- **Written problem**: Check each line of the data for "with" and select those that have it.

-- begin --

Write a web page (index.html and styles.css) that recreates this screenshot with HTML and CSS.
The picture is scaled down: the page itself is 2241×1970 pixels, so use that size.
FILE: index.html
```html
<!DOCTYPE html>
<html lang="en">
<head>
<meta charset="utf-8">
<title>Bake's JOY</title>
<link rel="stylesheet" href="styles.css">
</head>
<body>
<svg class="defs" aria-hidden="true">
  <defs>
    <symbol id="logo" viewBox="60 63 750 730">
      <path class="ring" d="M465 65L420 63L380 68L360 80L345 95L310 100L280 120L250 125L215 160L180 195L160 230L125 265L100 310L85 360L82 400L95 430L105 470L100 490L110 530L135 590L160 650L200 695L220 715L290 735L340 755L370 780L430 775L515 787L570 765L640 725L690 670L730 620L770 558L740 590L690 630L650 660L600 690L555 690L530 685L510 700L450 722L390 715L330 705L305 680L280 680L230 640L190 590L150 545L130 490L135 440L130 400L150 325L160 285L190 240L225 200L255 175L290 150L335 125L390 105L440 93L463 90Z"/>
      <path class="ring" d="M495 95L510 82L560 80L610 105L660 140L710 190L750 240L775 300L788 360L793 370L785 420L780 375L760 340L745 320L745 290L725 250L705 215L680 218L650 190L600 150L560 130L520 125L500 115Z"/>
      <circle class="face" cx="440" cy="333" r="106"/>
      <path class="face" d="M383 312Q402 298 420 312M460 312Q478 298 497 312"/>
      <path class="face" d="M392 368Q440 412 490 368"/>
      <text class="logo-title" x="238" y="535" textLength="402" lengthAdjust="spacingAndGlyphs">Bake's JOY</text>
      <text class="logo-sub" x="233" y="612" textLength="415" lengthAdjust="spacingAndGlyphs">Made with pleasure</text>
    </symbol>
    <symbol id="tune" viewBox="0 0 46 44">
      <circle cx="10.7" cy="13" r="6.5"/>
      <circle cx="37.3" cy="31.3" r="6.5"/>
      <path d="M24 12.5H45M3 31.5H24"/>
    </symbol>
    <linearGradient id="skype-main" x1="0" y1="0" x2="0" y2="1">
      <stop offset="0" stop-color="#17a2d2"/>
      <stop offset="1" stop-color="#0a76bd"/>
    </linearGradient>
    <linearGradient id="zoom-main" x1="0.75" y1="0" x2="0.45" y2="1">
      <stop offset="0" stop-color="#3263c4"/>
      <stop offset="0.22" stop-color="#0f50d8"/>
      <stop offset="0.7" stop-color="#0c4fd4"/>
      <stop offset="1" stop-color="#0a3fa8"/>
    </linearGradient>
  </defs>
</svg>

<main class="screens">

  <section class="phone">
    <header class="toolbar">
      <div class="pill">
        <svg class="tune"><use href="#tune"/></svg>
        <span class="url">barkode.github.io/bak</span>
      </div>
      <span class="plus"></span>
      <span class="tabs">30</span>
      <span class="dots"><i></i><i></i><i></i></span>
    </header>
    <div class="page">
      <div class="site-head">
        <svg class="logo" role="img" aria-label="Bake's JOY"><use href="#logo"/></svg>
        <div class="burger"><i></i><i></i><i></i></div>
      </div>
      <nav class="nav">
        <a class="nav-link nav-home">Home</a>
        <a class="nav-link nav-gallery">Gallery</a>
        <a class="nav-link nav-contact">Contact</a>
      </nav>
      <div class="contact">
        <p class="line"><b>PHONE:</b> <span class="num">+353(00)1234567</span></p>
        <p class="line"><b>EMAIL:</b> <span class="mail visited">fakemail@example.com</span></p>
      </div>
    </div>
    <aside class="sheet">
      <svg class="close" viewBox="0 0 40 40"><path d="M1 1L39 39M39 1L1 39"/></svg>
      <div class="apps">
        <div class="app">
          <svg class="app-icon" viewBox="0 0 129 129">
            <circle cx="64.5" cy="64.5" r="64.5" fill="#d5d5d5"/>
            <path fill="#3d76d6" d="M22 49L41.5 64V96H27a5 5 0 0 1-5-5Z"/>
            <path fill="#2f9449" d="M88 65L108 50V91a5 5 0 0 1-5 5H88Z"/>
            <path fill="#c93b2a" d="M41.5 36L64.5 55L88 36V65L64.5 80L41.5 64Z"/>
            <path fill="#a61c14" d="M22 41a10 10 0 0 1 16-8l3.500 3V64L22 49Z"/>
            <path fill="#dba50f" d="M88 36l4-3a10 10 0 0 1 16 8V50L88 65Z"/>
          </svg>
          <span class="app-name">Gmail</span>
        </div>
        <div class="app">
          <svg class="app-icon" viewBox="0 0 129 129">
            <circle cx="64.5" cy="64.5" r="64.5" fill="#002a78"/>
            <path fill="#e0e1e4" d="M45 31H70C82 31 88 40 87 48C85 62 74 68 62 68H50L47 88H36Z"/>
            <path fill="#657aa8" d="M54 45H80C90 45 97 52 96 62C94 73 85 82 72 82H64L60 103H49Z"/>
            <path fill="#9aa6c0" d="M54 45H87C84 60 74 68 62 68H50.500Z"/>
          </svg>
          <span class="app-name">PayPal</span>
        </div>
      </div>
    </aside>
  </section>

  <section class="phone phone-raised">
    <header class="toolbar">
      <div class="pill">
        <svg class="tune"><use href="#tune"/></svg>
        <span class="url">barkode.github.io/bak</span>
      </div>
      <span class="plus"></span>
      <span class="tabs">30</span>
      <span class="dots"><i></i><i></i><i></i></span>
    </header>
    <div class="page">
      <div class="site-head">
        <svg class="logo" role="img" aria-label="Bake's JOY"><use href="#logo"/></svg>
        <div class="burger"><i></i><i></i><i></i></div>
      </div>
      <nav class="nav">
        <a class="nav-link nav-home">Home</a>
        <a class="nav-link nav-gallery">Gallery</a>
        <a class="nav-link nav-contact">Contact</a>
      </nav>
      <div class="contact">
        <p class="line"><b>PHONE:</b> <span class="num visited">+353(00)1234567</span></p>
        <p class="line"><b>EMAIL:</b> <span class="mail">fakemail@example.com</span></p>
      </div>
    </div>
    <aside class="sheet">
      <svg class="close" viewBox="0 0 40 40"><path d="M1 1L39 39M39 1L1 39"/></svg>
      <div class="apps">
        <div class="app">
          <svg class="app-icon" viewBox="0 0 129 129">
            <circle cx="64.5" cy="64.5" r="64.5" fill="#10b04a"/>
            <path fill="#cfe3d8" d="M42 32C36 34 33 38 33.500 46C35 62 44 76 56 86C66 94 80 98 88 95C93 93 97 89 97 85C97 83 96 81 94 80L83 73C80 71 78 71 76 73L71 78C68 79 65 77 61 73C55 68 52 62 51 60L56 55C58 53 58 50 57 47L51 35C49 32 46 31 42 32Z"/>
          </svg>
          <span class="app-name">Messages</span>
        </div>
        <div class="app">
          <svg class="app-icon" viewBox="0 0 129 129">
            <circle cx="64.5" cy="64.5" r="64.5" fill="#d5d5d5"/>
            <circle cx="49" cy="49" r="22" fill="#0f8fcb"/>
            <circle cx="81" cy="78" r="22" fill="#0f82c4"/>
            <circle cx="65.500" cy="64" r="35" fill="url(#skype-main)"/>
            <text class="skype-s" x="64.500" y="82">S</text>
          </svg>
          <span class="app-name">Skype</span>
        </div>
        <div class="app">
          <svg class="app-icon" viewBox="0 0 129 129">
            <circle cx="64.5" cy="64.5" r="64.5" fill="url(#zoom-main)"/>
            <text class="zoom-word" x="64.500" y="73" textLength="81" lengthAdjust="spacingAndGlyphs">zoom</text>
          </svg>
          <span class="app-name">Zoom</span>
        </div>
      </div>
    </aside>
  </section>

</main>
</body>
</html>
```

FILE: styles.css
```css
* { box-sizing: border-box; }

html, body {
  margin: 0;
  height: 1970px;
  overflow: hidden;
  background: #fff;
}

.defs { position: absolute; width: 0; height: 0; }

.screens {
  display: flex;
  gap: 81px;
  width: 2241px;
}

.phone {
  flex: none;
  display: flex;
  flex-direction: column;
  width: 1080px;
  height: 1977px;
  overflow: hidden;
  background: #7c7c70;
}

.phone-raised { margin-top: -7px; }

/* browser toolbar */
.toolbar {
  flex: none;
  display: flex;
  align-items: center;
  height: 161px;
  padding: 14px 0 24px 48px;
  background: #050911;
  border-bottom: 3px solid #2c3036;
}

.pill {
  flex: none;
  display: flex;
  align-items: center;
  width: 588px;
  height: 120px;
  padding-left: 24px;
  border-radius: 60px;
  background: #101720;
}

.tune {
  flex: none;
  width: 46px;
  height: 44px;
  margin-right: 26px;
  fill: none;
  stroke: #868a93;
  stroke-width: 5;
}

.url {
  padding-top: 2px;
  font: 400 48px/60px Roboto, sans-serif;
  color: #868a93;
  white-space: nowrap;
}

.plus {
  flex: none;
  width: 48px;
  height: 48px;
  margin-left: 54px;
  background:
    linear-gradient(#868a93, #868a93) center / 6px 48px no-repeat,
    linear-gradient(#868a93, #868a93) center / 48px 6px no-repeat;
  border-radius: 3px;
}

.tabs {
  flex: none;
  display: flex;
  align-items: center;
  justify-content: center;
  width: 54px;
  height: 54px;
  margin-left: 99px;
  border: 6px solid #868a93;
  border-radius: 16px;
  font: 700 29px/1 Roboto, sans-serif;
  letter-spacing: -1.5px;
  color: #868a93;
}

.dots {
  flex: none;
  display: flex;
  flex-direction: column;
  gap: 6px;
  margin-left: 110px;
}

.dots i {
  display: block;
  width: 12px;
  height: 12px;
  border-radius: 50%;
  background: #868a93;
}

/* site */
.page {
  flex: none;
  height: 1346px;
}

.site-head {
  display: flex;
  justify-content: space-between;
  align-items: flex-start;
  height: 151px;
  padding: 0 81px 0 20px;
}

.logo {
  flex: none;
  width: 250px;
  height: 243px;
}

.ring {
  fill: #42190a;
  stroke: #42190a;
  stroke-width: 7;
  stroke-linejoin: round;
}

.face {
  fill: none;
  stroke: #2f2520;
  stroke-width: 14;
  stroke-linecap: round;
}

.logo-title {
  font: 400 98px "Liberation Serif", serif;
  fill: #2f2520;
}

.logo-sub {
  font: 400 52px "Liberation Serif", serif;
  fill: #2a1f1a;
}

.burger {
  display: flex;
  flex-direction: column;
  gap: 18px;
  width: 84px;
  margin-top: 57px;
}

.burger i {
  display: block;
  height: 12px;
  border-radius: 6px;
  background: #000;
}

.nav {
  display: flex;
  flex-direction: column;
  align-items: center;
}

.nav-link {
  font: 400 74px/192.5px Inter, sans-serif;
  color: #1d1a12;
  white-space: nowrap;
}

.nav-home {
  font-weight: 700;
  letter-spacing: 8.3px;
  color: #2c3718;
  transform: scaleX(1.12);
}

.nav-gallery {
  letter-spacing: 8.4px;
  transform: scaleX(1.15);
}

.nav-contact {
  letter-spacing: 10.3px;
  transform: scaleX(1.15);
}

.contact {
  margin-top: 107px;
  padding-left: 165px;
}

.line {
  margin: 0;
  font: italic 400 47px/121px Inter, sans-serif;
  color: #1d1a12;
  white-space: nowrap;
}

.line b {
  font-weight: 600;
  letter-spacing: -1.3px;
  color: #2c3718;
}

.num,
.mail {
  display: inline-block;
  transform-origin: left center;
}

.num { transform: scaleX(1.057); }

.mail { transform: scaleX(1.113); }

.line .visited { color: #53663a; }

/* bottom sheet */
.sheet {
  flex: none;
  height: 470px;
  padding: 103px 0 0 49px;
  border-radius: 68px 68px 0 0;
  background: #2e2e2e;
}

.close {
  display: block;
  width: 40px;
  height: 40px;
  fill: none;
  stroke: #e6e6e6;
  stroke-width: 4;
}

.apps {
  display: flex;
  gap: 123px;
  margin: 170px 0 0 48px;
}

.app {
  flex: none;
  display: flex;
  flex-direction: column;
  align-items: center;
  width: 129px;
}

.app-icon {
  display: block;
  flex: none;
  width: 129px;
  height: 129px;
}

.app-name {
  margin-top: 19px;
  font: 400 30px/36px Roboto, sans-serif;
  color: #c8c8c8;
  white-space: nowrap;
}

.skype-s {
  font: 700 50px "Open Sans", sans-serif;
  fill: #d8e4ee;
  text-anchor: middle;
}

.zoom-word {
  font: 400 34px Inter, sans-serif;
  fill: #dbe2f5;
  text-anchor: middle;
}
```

-- end --

- **Exercise answer**:
Write a web page (index.html and styles.css) that recreates this screenshot with HTML and CSS.
      <text class="logo-sub" x="233" y="612" textLength="415" lengthAdjust="spacingAndGlyphs">Made with pleasure</text>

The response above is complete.